_Set problem_: Make an exact copy of all the material below, apart from the pictures.

_Stored data_:
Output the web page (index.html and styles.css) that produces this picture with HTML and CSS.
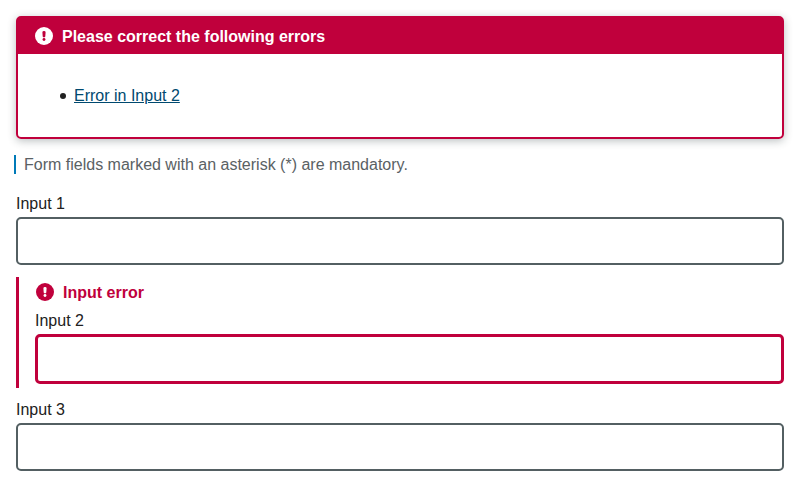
FILE: index.html
```html
<!DOCTYPE html>
<html lang="en">
<head>
<meta charset="utf-8">
<title>Form errors</title>
<link rel="stylesheet" href="styles.css">
</head>
<body>
<section class="summary">
  <h2 class="summary-title">
    <svg class="icon" viewBox="0 0 18 18"><circle cx="9" cy="9" r="9" fill="currentColor"/><path class="mark" d="M7.4 5.2a1.6 1.3 0 0 1 3.2 0l-.3 4.4a1.3 .8 0 0 1-2.6 0z"/><circle class="mark" cx="9" cy="12.5" r="1.45"/></svg>
    <span class="summary-text">Please correct the following errors</span>
  </h2>
  <ul class="summary-list"><li><a href="#input2">Error in Input 2</a></li></ul>
</section>
<form>
  <p class="note"><span class="note-bar"></span>Form fields marked with an asterisk (*) are mandatory.</p>
  <div class="field"><label for="input1">Input 1</label><input id="input1" type="text"></div>
  <div class="field field-error">
    <p class="error"><svg class="icon" viewBox="0 0 18 18"><circle cx="9" cy="9" r="9" fill="currentColor"/><path class="mark" d="M7.4 5.2a1.6 1.3 0 0 1 3.2 0l-.3 4.4a1.3 .8 0 0 1-2.6 0z"/><circle class="mark" cx="9" cy="12.5" r="1.45"/></svg>Input error</p>
    <label for="input2">Input 2</label><input id="input2" type="text">
  </div>
  <div class="field"><label for="input3">Input 3</label><input id="input3" type="text"></div>
</form>
</body>
</html>
```
FILE: styles.css
```css
* { box-sizing: border-box; }
body { margin: 0; padding: 16px; font: 16px/24px "Liberation Sans", Arial, sans-serif; color: #212121; background: #fff; }
h2, p, ul { margin: 0; padding: 0; }
.summary { height: 123px; border: 2px solid #c0003c; border-radius: 5px; box-shadow: 0 2px 8px rgba(30,45,50,.3); }
.summary-title { display: flex; align-items: center; gap: 9px; height: 36px; padding-left: 17px; background: #c0003c; color: #fff; font-size: 16px; --mark: #c0003c; }
.summary-text { padding-top: 2px; }
.icon { width: 18px; height: 18px; flex: none; }
.mark { fill: var(--mark, #fff); }
.summary-list { padding: 30px 0 0 42px; list-style: none; }
.summary-list li { display: flex; align-items: center; gap: 8px; }
.summary-list li::before { content: ""; width: 6px; height: 6px; border-radius: 50%; background: #212121; }
a { color: #00496f; }
.note { display: flex; gap: 8px; margin: 16px 0 0 -2px; height: 19px; line-height: 19px; color: #5a6164; }
.note-bar { width: 2px; background: #007ab8; }
.field { display: flex; flex-direction: column; }
.note + .field { margin-top: 18px; }
label { height: 25px; line-height: 24px; }
input { width: 100%; height: 48px; border: 2px solid #535f62; border-radius: 5px; background: #fff; }
.field-error { margin: 12px 0 10px; height: 111px; padding-left: 16px; border-left: 3px solid #c0003c; }
.error { display: flex; align-items: center; gap: 9px; height: 32px; padding-left: 1px; color: #c0003c; font-weight: 700; }
.error .icon { margin-bottom: 2px; }
.field-error input { height: 50px; border: 3px solid #c0003c; }
```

_Solution for this exercise_:
Output the web page (index.html and styles.css) that produces this picture with HTML and CSS.
FILE: index.html
```html
<!DOCTYPE html>
<html lang="en">
<head>
<meta charset="utf-8">
<title>Form errors</title>
<link rel="stylesheet" href="styles.css">
</head>
<body>
<section class="summary">
  <h2 class="summary-title">
    <svg class="icon" viewBox="0 0 18 18"><circle cx="9" cy="9" r="9" fill="currentColor"/><path class="mark" d="M7.4 5.2a1.6 1.3 0 0 1 3.2 0l-.3 4.4a1.3 .8 0 0 1-2.6 0z"/><circle class="mark" cx="9" cy="12.5" r="1.45"/></svg>
    <span class="summary-text">Please correct the following errors</span>
  </h2>
  <ul class="summary-list"><li><a href="#input2">Error in Input 2</a></li></ul>
</section>
<form>
  <p class="note"><span class="note-bar"></span>Form fields marked with an asterisk (*) are mandatory.</p>
  <div class="field"><label for="input1">Input 1</label><input id="input1" type="text"></div>
  <div class="field field-error">
    <p class="error"><svg class="icon" viewBox="0 0 18 18"><circle cx="9" cy="9" r="9" fill="currentColor"/><path class="mark" d="M7.4 5.2a1.6 1.3 0 0 1 3.2 0l-.3 4.4a1.3 .8 0 0 1-2.6 0z"/><circle class="mark" cx="9" cy="12.5" r="1.45"/></svg>Input error</p>
    <label for="input2">Input 2</label><input id="input2" type="text">
  </div>
  <div class="field"><label for="input3">Input 3</label><input id="input3" type="text"></div>
</form>
</body>
</html>
```
FILE: styles.css
```css
* { box-sizing: border-box; }
body { margin: 0; padding: 16px; font: 16px/24px "Liberation Sans", Arial, sans-serif; color: #212121; background: #fff; }
h2, p, ul { margin: 0; padding: 0; }
.summary { height: 123px; border: 2px solid #c0003c; border-radius: 5px; box-shadow: 0 2px 8px rgba(30,45,50,.3); }
.summary-title { display: flex; align-items: center; gap: 9px; height: 36px; padding-left: 17px; background: #c0003c; color: #fff; font-size: 16px; --mark: #c0003c; }
.summary-text { padding-top: 2px; }
.icon { width: 18px; height: 18px; flex: none; }
.mark { fill: var(--mark, #fff); }
.summary-list { padding: 30px 0 0 42px; list-style: none; }
.summary-list li { display: flex; align-items: center; gap: 8px; }
.summary-list li::before { content: ""; width: 6px; height: 6px; border-radius: 50%; background: #212121; }
a { color: #00496f; }
.note { display: flex; gap: 8px; margin: 16px 0 0 -2px; height: 19px; line-height: 19px; color: #5a6164; }
.note-bar { width: 2px; background: #007ab8; }
.field { display: flex; flex-direction: column; }
.note + .field { margin-top: 18px; }
label { height: 25px; line-height: 24px; }
input { width: 100%; height: 48px; border: 2px solid #535f62; border-radius: 5px; background: #fff; }
.field-error { margin: 12px 0 10px; height: 111px; padding-left: 16px; border-left: 3px solid #c0003c; }
.error { display: flex; align-items: center; gap: 9px; height: 32px; padding-left: 1px; color: #c0003c; font-weight: 700; }
.error .icon { margin-bottom: 2px; }
.field-error input { height: 50px; border: 3px solid #c0003c; }
```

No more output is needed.